▶ **DATASET CONTENT**:
####################
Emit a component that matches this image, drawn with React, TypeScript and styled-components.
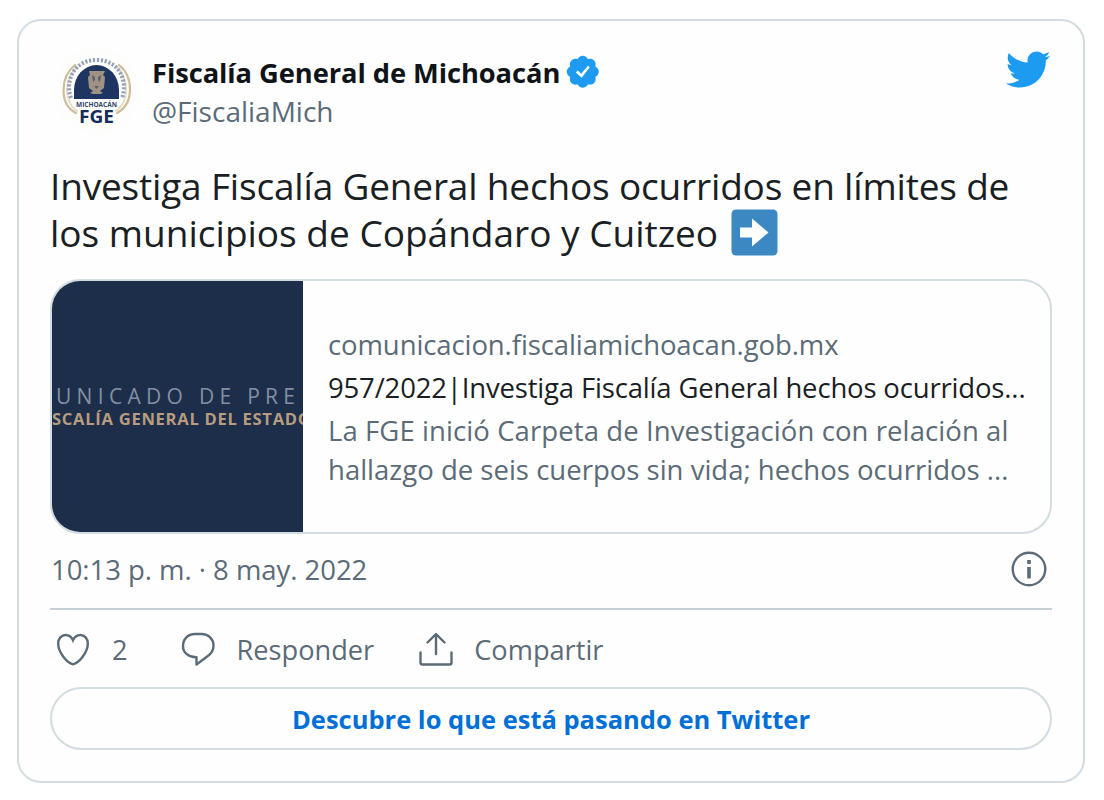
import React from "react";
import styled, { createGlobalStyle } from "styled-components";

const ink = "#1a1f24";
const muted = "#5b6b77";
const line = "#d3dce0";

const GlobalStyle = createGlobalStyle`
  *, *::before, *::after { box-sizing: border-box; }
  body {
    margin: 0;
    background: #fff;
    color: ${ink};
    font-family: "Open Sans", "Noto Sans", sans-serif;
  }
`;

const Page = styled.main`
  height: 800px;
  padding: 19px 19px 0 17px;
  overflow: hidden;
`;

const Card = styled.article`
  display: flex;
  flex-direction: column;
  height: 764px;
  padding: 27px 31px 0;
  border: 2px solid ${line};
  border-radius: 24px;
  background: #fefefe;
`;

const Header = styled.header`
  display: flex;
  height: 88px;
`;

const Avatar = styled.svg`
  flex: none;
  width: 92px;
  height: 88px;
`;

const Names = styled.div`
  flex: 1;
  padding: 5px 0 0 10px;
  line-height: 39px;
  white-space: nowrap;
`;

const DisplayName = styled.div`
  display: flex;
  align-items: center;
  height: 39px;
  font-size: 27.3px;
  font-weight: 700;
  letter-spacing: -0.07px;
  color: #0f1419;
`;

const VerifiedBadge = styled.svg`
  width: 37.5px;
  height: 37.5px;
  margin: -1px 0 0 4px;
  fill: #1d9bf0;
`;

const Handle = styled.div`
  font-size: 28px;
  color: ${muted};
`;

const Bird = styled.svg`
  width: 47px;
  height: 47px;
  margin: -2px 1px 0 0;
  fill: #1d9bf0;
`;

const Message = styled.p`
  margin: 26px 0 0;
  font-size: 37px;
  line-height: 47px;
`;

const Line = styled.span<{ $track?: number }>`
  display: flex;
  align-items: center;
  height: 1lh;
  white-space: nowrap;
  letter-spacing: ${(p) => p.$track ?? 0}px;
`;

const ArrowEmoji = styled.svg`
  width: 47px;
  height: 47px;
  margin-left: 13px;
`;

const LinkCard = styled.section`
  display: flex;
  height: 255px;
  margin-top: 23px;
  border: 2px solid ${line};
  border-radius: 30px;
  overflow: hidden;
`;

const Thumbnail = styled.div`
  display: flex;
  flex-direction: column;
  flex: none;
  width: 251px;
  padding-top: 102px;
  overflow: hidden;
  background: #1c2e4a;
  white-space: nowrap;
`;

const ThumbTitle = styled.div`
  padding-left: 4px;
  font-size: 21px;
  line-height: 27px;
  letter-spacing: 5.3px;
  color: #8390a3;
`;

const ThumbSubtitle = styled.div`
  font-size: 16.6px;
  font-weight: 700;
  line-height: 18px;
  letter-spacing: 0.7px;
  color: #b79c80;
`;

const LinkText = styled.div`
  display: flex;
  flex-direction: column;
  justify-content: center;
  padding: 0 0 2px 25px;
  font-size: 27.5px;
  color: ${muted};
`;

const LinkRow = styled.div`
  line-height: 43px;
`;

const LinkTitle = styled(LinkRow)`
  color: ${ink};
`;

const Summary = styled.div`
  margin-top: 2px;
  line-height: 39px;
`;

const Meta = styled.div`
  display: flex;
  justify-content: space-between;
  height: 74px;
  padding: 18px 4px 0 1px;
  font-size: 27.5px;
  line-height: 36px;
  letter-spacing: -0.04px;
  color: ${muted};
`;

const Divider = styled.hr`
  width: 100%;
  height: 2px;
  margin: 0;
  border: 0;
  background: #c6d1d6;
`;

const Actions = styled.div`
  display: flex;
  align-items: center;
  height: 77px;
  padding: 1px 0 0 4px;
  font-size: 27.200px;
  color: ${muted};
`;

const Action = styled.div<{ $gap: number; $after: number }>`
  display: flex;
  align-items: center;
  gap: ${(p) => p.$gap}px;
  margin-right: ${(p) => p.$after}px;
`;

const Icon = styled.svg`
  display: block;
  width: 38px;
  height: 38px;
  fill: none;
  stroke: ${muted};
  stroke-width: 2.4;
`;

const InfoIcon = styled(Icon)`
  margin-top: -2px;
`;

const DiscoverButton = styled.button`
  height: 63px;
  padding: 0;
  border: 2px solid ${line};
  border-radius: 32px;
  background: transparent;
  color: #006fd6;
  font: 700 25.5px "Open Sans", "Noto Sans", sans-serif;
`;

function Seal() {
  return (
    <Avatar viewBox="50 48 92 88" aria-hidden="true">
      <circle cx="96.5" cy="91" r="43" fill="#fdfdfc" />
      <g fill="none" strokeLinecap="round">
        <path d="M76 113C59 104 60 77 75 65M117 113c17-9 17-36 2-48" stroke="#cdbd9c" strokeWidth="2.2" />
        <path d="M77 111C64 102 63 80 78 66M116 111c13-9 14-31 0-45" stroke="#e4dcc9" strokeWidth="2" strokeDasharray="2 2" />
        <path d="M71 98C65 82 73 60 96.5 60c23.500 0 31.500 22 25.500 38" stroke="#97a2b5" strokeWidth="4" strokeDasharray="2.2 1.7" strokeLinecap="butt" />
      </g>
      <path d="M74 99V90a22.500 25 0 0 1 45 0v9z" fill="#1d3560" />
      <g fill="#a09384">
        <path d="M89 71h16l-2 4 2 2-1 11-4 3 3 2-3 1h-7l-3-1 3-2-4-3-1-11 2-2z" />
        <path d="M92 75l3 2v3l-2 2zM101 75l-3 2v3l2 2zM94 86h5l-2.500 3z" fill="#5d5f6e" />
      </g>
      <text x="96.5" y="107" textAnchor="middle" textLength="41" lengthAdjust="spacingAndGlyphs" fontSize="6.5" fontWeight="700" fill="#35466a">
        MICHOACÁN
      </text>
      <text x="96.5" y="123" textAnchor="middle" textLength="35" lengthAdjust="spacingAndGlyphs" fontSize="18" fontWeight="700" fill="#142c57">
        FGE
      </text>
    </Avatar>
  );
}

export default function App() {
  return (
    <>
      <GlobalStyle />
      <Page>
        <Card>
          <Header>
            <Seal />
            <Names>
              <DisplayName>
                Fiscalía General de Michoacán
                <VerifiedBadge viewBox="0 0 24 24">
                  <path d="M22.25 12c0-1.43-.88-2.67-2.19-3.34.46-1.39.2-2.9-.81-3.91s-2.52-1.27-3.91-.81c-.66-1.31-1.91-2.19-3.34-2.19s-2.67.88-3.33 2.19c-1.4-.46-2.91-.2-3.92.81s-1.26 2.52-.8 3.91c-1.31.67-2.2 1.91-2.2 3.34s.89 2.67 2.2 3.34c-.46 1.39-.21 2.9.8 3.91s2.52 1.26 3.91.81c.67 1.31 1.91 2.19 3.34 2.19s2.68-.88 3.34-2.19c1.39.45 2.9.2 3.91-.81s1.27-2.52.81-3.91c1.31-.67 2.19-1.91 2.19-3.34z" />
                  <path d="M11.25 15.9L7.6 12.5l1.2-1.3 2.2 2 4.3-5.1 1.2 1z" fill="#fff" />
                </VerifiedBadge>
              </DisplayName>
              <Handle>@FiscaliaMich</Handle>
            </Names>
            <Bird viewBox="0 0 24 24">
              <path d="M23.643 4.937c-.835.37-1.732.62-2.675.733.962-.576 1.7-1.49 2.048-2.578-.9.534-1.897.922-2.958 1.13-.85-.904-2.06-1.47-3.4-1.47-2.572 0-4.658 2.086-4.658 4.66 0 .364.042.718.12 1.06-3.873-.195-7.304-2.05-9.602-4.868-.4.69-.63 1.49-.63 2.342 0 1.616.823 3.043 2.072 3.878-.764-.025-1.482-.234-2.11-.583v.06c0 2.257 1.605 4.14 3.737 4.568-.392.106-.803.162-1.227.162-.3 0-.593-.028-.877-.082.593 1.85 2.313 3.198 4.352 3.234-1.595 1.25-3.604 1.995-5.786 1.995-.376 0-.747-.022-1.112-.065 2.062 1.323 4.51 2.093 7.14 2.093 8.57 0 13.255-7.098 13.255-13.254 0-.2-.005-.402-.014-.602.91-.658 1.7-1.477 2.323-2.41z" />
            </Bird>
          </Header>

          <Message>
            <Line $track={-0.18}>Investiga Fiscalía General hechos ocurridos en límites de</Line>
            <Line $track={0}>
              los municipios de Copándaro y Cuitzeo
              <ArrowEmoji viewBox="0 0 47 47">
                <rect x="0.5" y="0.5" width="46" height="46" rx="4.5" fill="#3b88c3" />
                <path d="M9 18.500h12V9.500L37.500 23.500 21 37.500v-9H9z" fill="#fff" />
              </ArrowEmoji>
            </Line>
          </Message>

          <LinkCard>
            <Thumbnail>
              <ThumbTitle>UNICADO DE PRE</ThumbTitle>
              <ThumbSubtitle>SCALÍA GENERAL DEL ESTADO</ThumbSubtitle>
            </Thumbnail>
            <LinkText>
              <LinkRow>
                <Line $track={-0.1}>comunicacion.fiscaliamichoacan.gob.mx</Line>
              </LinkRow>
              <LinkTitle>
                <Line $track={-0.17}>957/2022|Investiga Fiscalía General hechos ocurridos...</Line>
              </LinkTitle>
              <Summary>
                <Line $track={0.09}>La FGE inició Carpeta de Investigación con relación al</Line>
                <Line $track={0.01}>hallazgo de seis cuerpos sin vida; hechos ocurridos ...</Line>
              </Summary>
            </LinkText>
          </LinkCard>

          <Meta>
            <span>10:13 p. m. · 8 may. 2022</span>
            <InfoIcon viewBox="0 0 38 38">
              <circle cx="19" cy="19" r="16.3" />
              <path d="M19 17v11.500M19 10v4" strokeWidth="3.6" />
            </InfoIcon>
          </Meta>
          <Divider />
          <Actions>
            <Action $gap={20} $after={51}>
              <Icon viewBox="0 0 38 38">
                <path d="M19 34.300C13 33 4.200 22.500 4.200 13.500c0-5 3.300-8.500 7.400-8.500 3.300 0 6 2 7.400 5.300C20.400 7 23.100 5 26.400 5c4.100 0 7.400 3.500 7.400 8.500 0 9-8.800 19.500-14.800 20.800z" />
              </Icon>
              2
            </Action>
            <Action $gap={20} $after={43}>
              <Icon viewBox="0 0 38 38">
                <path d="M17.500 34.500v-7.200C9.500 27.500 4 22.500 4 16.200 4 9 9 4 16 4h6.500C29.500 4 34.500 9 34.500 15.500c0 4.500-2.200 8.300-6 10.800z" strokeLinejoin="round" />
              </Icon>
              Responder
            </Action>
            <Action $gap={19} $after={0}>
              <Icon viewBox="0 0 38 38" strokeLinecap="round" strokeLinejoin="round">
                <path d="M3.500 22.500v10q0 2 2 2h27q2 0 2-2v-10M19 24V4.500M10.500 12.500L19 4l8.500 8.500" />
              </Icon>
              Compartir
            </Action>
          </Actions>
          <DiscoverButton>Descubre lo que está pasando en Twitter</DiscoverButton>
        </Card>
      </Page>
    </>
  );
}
####################
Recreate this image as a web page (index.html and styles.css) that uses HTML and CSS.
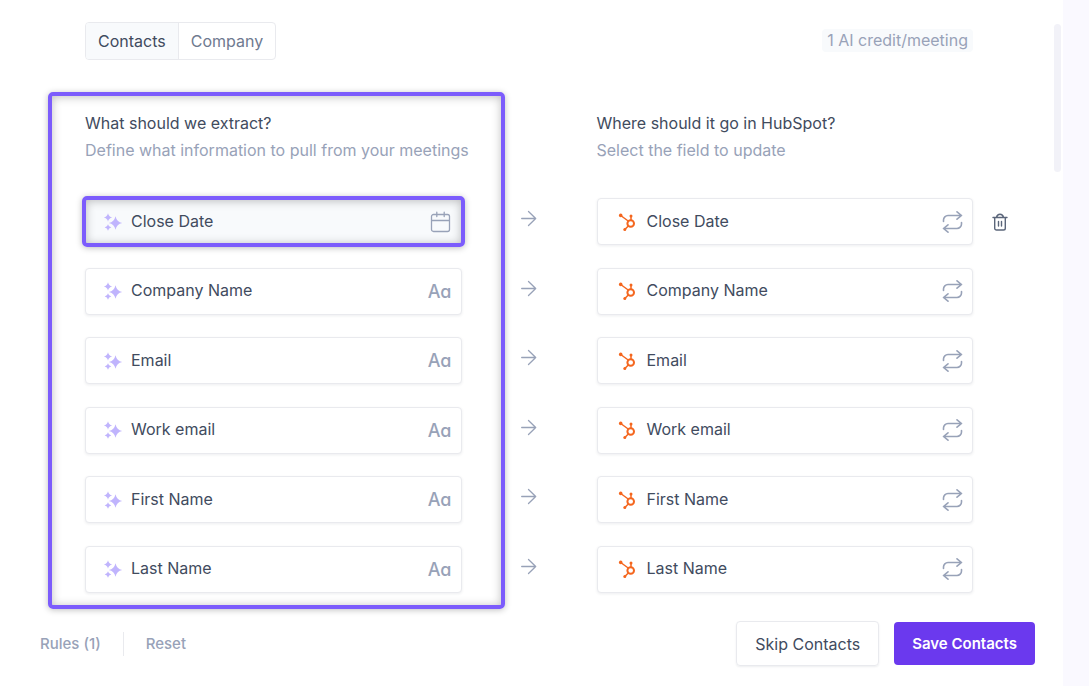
####################
▶ **EXERCISE INSTRUCTIONS**: Tally how many lines of the material contain the word "that". The answer must be the number and nothing else.

▶ **FULL OUTPUT**: 2